Once you have your critical points, it can be a bit tricky to determine which are maxima, which are minima, and which are neither. There’s a second derivative test that can help with this classification. The easiest thing to do, though, is to examine a graph, and that’s what we’ll do here.
Bivariate optimization
When studying the optimization of functions of two variables, both partial derivatives should be zero to obtain a critical point. That yields a system of equations to solve for the critical points. There’s again a second derivative test to help us classify the critical points, though we won’t get into that now. It’s generally pretty easy to tell what’s going on from a contour diagram.
Example 1
Let’s consider the function \(f(x,y) = x^2 - x y + 2 y^2 - 3 y\).

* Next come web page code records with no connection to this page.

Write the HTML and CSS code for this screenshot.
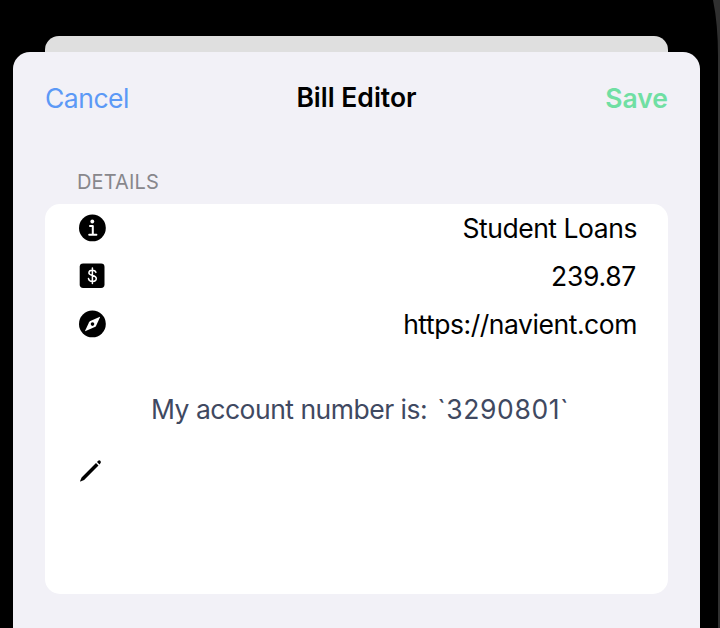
FILE: index.html
```
<!DOCTYPE html>
<html lang="en">
<head>
<meta charset="utf-8">
<title>Bill Editor</title>
<link rel="stylesheet" href="styles.css">
</head>
<body>
<div class="phone">
  <svg class="bezel" viewBox="0 0 8 628" aria-hidden="true"><path d="M1 0Q6 24 6 56V628H8V0Z" fill="#303030"/></svg>
  <div class="backdrop"></div>
  <main class="sheet">
    <header class="navbar">
      <span class="cancel">Cancel</span>
      <span class="title">Bill Editor</span>
      <span class="save">Save</span>
    </header>
    <h2 class="section-title">DETAILS</h2>
    <section class="card">
      <div class="row">
        <svg class="icon" viewBox="0 0 28 28"><circle cx="14.4" cy="13.9" r="13.4"/><circle class="light" cx="14.3" cy="7.5" r="1.9"/><path class="stroke" d="M12 12.1h2.8v8.4M11.2 20.8h7.2" stroke-width="2"/></svg>
        <span class="value name">Student Loans</span>
      </div>
      <div class="row">
        <svg class="icon" viewBox="0 0 28 28"><rect x="1.7" y="1.4" width="24.8" height="24.6" rx="3.4"/><path class="stroke" d="M17.9 10.4C17.5 8.9 16.2 8.2 14.4 8.2C12.3 8.2 10.9 9.2 10.9 10.8C10.9 14.6 18.3 12.4 18.3 16.5C18.3 18.3 16.7 19.4 14.5 19.4C12.3 19.4 10.8 18.4 10.5 16.6M14.4 6v15.6" stroke-width="1.5"/></svg>
        <span class="value amount">239.87</span>
      </div>
      <div class="row">
        <svg class="icon" viewBox="0 0 28 28"><circle cx="14.4" cy="13.9" r="13.4"/><path class="light" d="M21.4 6.9Q22.3 6.5 21.9 7.5L18 15.9Q17.6 16.7 16.8 17.1L7.7 21.1Q6.8 21.4 7.2 20.5L11.1 12.3Q11.5 11.5 12.3 11.1Z"/><circle cx="14.5" cy="14.1" r="1.8"/></svg>
        <span class="value url">https://navient.com</span>
      </div>
      <div class="notes">
        <svg class="icon" viewBox="0 0 28 28"><path d="M3.6 20.5L18 6.1L20.5 8.6L6.1 22.9L2.5 24.4Q1.9 24.6 2.1 24ZM19 5L20.2 3.7Q21.2 2.9 22.3 3.8Q23.4 4.9 22.6 6.1L21.5 7.4Z"/></svg>
        <p class="note">My account number is:<span class="account"> `3290801`</span></p>
      </div>
    </section>
  </main>
</div>
</body>
</html>
```

FILE: styles.css
```
* { box-sizing: border-box; }
body { margin: 0; background: #000; font-family: Inter, "Liberation Sans", sans-serif; }
.phone { position: relative; width: 720px; height: 628px; overflow: hidden; background: #000; padding-top: 36.4px; }
.bezel { position: absolute; right: 0; top: 0; width: 8px; height: 628px; }
.backdrop { margin: 0 52px 0 45px; height: 16px; background: #dfdfdf; border-radius: 14px 14px 0 0; }
.sheet { width: 687px; height: 576px; margin-left: 13px; padding: 0 32px; background: #f2f1f7; border-radius: 17px 17px 0 0; }
.navbar { display: grid; grid-template-columns: 1fr auto 1fr; align-items: start; height: 91px; padding-top: 28.6px; font-size: 26.5px; line-height: 32px; white-space: nowrap; }
.cancel { padding-top: 1px; color: #5c99f6; letter-spacing: -0.5px; }
.title { font-weight: 600; letter-spacing: 0; }
.save { justify-self: end; padding-top: 1px; color: #70dfa3; font-weight: 600; }
.section-title { margin: 25.6px 0 0; padding-left: 32px; height: 35px; font-size: 20px; line-height: 26px; font-weight: 400; letter-spacing: 0.15px; color: #88878c; }
.card { height: 390px; padding: 0 31px 0 33px; background: #fff; border-radius: 15px; color: #000; }
.row { display: flex; justify-content: space-between; align-items: center; height: 48px; }
.icon { width: 28px; height: 28px; flex: none; }
.light { fill: #fff; }
.stroke { fill: none; stroke: #fff; stroke-linecap: round; stroke-linejoin: round; }
.value { font-size: 26.5px; line-height: 32px; letter-spacing: -0.45px; }
.amount { padding-right: 1px; letter-spacing: -0.3px; }
.notes { display: flex; align-items: center; height: 246px; }
.note { align-self: flex-start; margin: 45px 0 0; padding-left: 45px; color: #3f4961; font-size: 26.5px; line-height: 32px; letter-spacing: -0.5px; white-space: pre; }
.account { padding-left: 2px; letter-spacing: 0.6px; }
```
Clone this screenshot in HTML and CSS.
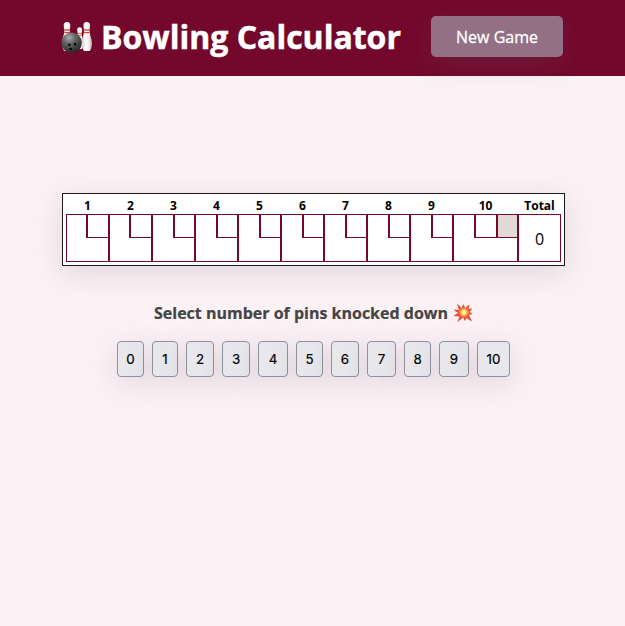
FILE: index.html
```html
<!DOCTYPE html>
<html lang="en">
<head>
<meta charset="utf-8">
<title>Bowling Calculator</title>
<link rel="stylesheet" href="styles.css">
</head>
<body>
<header class="header">
  <h1 class="title">
    <svg class="bowling" viewBox="0 0 34 34" aria-hidden="true">
      <defs>
        <linearGradient id="pin"><stop offset="0" stop-color="#c9c7c8"/><stop offset=".35" stop-color="#fff"/><stop offset=".7" stop-color="#f0eeee"/><stop offset="1" stop-color="#aaa5a8"/></linearGradient>
        <radialGradient id="ball" cx=".38" cy=".25" r=".75"><stop offset="0" stop-color="#aaa"/><stop offset=".4" stop-color="#666"/><stop offset="1" stop-color="#292929"/></radialGradient>
        <g id="skittle">
          <path d="M5 0C2.600 0 1.400 1.700 1.600 4C1.800 7 2.700 8.500 2 12C1 16 0 18 0 22C0 26 1.500 30 2.500 30H8C9 30 10.500 26 10.500 22C10.500 18 9 16 8.300 12C7.600 8.500 8.300 7 8.500 4C8.600 1.700 7.400 0 5 0Z" fill="url(#pin)"/>
          <path d="M2.200 8Q5 9 7.900 8M2.300 10.600Q5 11.600 8.100 10.600" fill="none" stroke="#dc4437" stroke-width="1.300"/>
        </g>
      </defs>
      <use href="#skittle" x="2.200" y="2"/>
      <use href="#skittle" transform="translate(16.500 7.500) scale(.75)"/>
      <use href="#skittle" x="22.500" y="2"/>
      <circle cx="12" cy="23.400" r="10.500" fill="url(#ball)"/>
      <g fill="#080808"><ellipse cx="9.600" cy="25.600" rx="1.300" ry="1.500"/><ellipse cx="15.500" cy="25" rx="1.300" ry="1.500"/><ellipse cx="11" cy="29.800" rx="1.600" ry="1.300"/></g>
    </svg>
    <span>Bowling Calculator</span>
  </h1>
  <button class="new-game">New Game</button>
</header>
<main class="main">
  <section class="board">
    <div class="frame"><b class="label">1</b><div class="cell"><i class="roll"></i></div></div>
    <div class="frame"><b class="label">2</b><div class="cell"><i class="roll"></i></div></div>
    <div class="frame"><b class="label">3</b><div class="cell"><i class="roll"></i></div></div>
    <div class="frame"><b class="label">4</b><div class="cell"><i class="roll"></i></div></div>
    <div class="frame"><b class="label">5</b><div class="cell"><i class="roll"></i></div></div>
    <div class="frame"><b class="label">6</b><div class="cell"><i class="roll"></i></div></div>
    <div class="frame"><b class="label">7</b><div class="cell"><i class="roll"></i></div></div>
    <div class="frame"><b class="label">8</b><div class="cell"><i class="roll"></i></div></div>
    <div class="frame"><b class="label">9</b><div class="cell"><i class="roll"></i></div></div>
    <div class="frame"><b class="label">10</b><div class="cell"><i class="roll second"></i><i class="roll bonus"></i></div></div>
    <div class="frame"><b class="label">Total</b><div class="cell total">0</div></div>
  </section>
  <h2 class="prompt">Select number of pins knocked down
    <svg class="boom" viewBox="0 0 20 20" aria-hidden="true">
      <defs><radialGradient id="flash" cx=".55" cy=".48" r=".5"><stop offset="0" stop-color="#fffde0"/><stop offset=".2" stop-color="#ffe77e"/><stop offset=".38" stop-color="#f69a49"/><stop offset=".6" stop-color="#e94e32"/><stop offset="1" stop-color="#df3b2b"/></radialGradient></defs>
      <path fill="url(#flash)" d="M4 .5L8.500 5L10.500 1L12 5L16.500 1.500L15.500 6L19.500 5.500L16.500 9L19.500 11L16 12L19 18.500L13.500 15L12 18L10 14.500L4.500 19L6.500 13.500L.5 13L5 10L.5 6.500L6 7Z"/>
    </svg>
  </h2>
  <div class="pins">
    <button class="pin">0</button><button class="pin">1</button><button class="pin">2</button><button class="pin">3</button><button class="pin">4</button><button class="pin">5</button><button class="pin">6</button><button class="pin">7</button><button class="pin">8</button><button class="pin">9</button><button class="pin">10</button>
  </div>
</main>
</body>
</html>
```
FILE: styles.css
```css
* { box-sizing: border-box; }
body {
  margin: 0;
  min-height: 626px;
  background: #fcf2f6;
  font-family: "Open Sans", sans-serif;
}
.header {
  display: flex;
  align-items: center;
  height: 76px;
  padding: 0 62px 3px 60px;
  background: #73082c;
}
.title {
  display: flex;
  align-items: center;
  gap: 8px;
  width: 371px;
  margin: 0;
  color: #fff;
  font-size: 32px;
  line-height: 44px;
  white-space: nowrap;
  -webkit-text-stroke: .5px #fff;
}
.bowling { flex: none; width: 33px; height: 33px; -webkit-text-stroke: 0; }
.new-game {
  width: 132px;
  height: 41px;
  padding: 0;
  border: 0;
  border-radius: 5px;
  background: #937084;
  color: #fff;
  font: 500 16px "Open Sans", sans-serif;
  -webkit-text-stroke: .3px #fff;
  box-shadow: 0 7px 29px rgba(100, 100, 111, .2);
}
.main {
  display: flex;
  flex-direction: column;
  align-items: center;
  padding: 117px 0 0 2px;
}
.board {
  display: grid;
  grid-template-columns: repeat(9, 43px) 65px 43px;
  width: 503px;
  height: 73px;
  padding: 3px;
  border: 1px solid #1d1820;
  background: #fff;
  box-shadow: 0 7px 29px rgba(100, 100, 111, .2);
}
.frame { display: flex; flex-direction: column; }
.label {
  height: 17px;
  color: #000;
  font-size: 12px;
  line-height: 18px;
  text-align: center;
}
.cell {
  display: flex;
  justify-content: flex-end;
  height: 48px;
  border: 1px solid #73082c;
}
.roll {
  width: 22px;
  height: 23px;
  border: solid #73082c;
  border-width: 0 0 1px 2px;
}
.frame:nth-child(n+3) .roll { width: 21px; }
.frame .roll.second { width: 22px; }
.bonus { background: #e1d9d4; }
.total {
  justify-content: center;
  align-items: center;
  padding-top: 2px;
  color: #000;
  font-size: 16px;
}
.prompt {
  display: flex;
  align-items: center;
  gap: 5px;
  height: 24px;
  margin: 35px 0 16px;
  color: #444;
  font-size: 16px;
  line-height: 22px;
  -webkit-text-stroke: .2px #444;
}
.boom { width: 20px; height: 20px; }
.pins {
  display: grid;
  grid-template-columns: 27px 26px 28px 28px 30px 27px 28px 29px 27px 30px 33px;
  gap: 8px;
}
.pin {
  height: 36px;
  padding: 0;
  border: 1px solid #8f90a0;
  border-radius: 4px;
  background: #e8e8ec;
  color: #000;
  font: 400 13.333px Inter, sans-serif;
  -webkit-text-stroke: .2px #000;
  box-shadow: 0 7px 29px rgba(100, 100, 111, .2);
}
```
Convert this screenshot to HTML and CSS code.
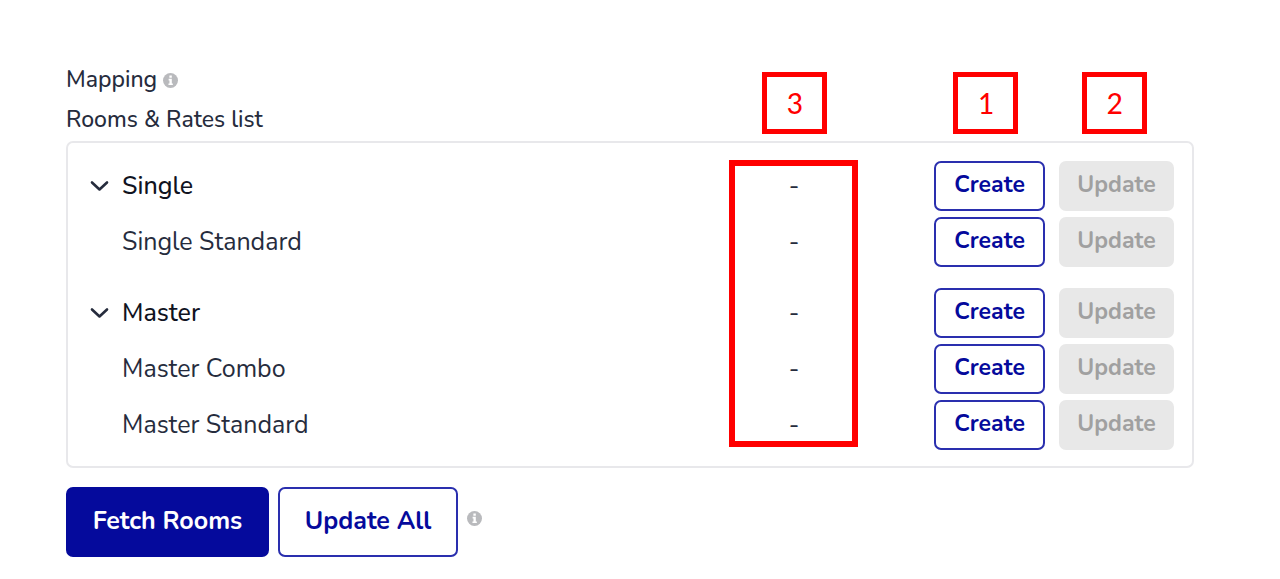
FILE: index.html
```html
<!DOCTYPE html>
<html lang="en">
<head>
    <meta charset="UTF-8">
    <meta name="viewport" content="width=device-width, initial-scale=1.0">
    <title>Mapping</title>
    <link rel="stylesheet" href="styles.css">
</head>
<body>
    <main class="mapping">
        <h1 class="title">
            Mapping
            <svg class="info" viewBox="0 0 16 16" aria-hidden="true">
                <circle cx="8" cy="8" r="8"/>
                <path d="M6.8 2.7h2.6v2.3H6.8zM6 6.2h3.4v4.9h1.1v1.7H5.8v-1.7h1.1V7.9H6z"/>
            </svg>
        </h1>
        <h2 class="subtitle">Rooms &amp; Rates list</h2>

        <div class="panel">
            <ul class="group">
                <li class="row room">
                    <button type="button" class="toggle" aria-label="Toggle Single">
                        <svg viewBox="0 0 18 12" aria-hidden="true"><path d="M2 2.5 9.5 9.5 17 2.5"/></svg>
                    </button>
                    <span class="name">Single</span>
                    <span class="mapped">-</span>
                    <button type="button" class="btn">Create</button>
                    <button type="button" class="btn" disabled>Update</button>
                </li>
                <li class="row">
                    <span class="name">Single Standard</span>
                    <span class="mapped">-</span>
                    <button type="button" class="btn">Create</button>
                    <button type="button" class="btn" disabled>Update</button>
                </li>
            </ul>
            <ul class="group">
                <li class="row room">
                    <button type="button" class="toggle" aria-label="Toggle Master">
                        <svg viewBox="0 0 18 12" aria-hidden="true"><path d="M2 2.5 9.5 9.5 17 2.5"/></svg>
                    </button>
                    <span class="name">Master</span>
                    <span class="mapped">-</span>
                    <button type="button" class="btn">Create</button>
                    <button type="button" class="btn" disabled>Update</button>
                </li>
                <li class="row">
                    <span class="name">Master Combo</span>
                    <span class="mapped">-</span>
                    <button type="button" class="btn">Create</button>
                    <button type="button" class="btn" disabled>Update</button>
                </li>
                <li class="row">
                    <span class="name">Master Standard</span>
                    <span class="mapped">-</span>
                    <button type="button" class="btn">Create</button>
                    <button type="button" class="btn" disabled>Update</button>
                </li>
            </ul>

            <!-- callouts over the columns -->
            <span class="callout callout-mapped">3</span>
            <span class="callout callout-create">1</span>
            <span class="callout callout-update">2</span>
            <span class="outline"></span>
        </div>

        <div class="actions">
            <button type="button" class="btn btn-large btn-primary">Fetch Rooms</button>
            <button type="button" class="btn btn-large">Update All</button>
            <svg class="info" viewBox="0 0 16 16" aria-hidden="true">
                <circle cx="8" cy="8" r="8"/>
                <path d="M6.8 2.7h2.6v2.3H6.8zM6 6.2h3.4v4.9h1.1v1.7H5.8v-1.7h1.1V7.9H6z"/>
            </svg>
        </div>
    </main>
</body>
</html>
```

FILE: styles.css
```css
* {
    box-sizing: border-box;
}
body {
    margin: 0;
    background-color: #fff;
    color: #262c3d;
    font-family: Nunito, "Noto Sans", sans-serif;
    font-size: 25px;
}
.mapping {
    padding: 60px 86px 20px 66px;
}
.title, .subtitle {
    display: flex;
    align-items: center;
    gap: 6px;
    margin: 0;
    font-size: 23px;
    font-weight: 500;
    line-height: 40px;
}
.info {
    width: 15px;
    height: 15px;
    fill: #b9babd;
}
.info path {
    fill: #fff;
}
.panel {
    position: relative;
    display: flex;
    flex-direction: column;
    gap: 21px;
    margin-top: 1px;
    padding: 18px 18px 16px 22px;
    border: 2px solid #e8e8eb;
    border-radius: 7px;
}
.group {
    display: flex;
    flex-direction: column;
    gap: 6px;
    margin: 0;
    padding: 0;
    list-style: none;
}
.row {
    display: grid;
    grid-template-columns: 18px 1fr 128px 48px 111px 115px;
    column-gap: 14px;
    align-items: center;
    height: 50px;
}
.name {
    grid-column: 2;
}
.room .name {
    color: #10131f;
    font-weight: 500;
}
.mapped {
    grid-column: 3;
    text-align: center;
}
.row .btn {
    grid-column: 5;
}
.row .btn:disabled {
    grid-column: 6;
}
.toggle {
    display: flex;
    padding: 0;
    border: 0;
    background: none;
    cursor: pointer;
}
.toggle svg {
    width: 18px;
    height: 12px;
    overflow: visible;
    fill: none;
    stroke: #262c3d;
    stroke-width: 2.6;
    stroke-linecap: round;
    stroke-linejoin: round;
}
.btn {
    height: 50px;
    padding: 0 0 3px;
    border: 2px solid #2a2fae;
    border-radius: 7px;
    background-color: #fff;
    color: #050a9c;
    font-family: inherit;
    font-size: 23px;
    font-weight: 700;
    cursor: pointer;
}
.btn:disabled {
    border-color: #e8e8e8;
    background-color: #e8e8e8;
    color: #a0a0a0;
    cursor: default;
}
.actions {
    display: flex;
    align-items: center;
    gap: 9px;
    margin-top: 19px;
}
.btn-large {
    width: 180px;
    height: 70px;
    font-size: 25px;
}
.btn-primary {
    width: 203px;
    border-color: #050a9c;
    background-color: #050a9c;
    color: #fff;
}
.actions .info {
    margin-bottom: 8px;
}
.callout {
    position: absolute;
    top: -71px;
    width: 65px;
    height: 62px;
    border: 5px solid #f00;
    color: #f00;
    font-family: Calibri, Carlito, Lato, sans-serif;
    font-size: 32px;
    line-height: 54px;
    text-align: center;
}
.callout-mapped {
    right: 365px;
}
.callout-create {
    right: 174px;
}
.callout-update {
    right: 45px;
}
.outline {
    position: absolute;
    top: 17px;
    right: 334px;
    bottom: 19px;
    width: 129px;
    border: 6px solid #f00;
    pointer-events: none;
}
```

Judging from Figure 4, it appears there is a minimum value with small, positive coordinates.
To find the minimum, we need to solve the system \[ \begin{aligned} \frac{\partial f}{\partial x} &= 2x - y = 0,\\ \frac{\partial f}{\partial y} &= -x + 4y - 3 = 0. \end{aligned} \]
Solving the first equation for \(y\) gives \(y = 2x\). Plugging this into the second, we get \[ -x + 4(2x) - 3 = 0 \quad\Longrightarrow\quad -x + 8x - 3 = 0 \quad\Longrightarrow\quad 7x - 3 = 0, \] so \(x = \dfrac{3}{7}\). Substituting back, we find \(y = 2x = \dfrac{6}{7}\).
Thus, the minimum value occurs at the critical point which is \[ \left(\frac{3}{7}, \frac{6}{7}\right). \]
Example 2
There can certainly be multiple critical points. Let’s illustrate that with \(f(x,y)=x^3 - 6xy - y^3\). We begin with a contour diagram:
It certainly looks like there is a saddle point at the origin and a maximum in the second quadrant that is harder to pinpoint exactly.
To find these more precisely, we use the system
\[ \begin{aligned} \frac{\partial f}{\partial x} &= 3x^2 - 6y = 0 \\ \frac{\partial f}{\partial y} &= -6x - 3y^2 = 0. \end{aligned} \]
Solving for \(y\) in the first equation, we get \(y=x^2/2\). If we plug that into the second after dividing by \(-3\), we get \[ 2x + \left(\frac{x^2}{2}\right)^2 = 2x(1+x^3/8) = 0. \] Thus, \(x=0\) or \(x=-2\). You can plug those values back into either original equation to get the corresponding values of \(y=0\) and \(y=2\).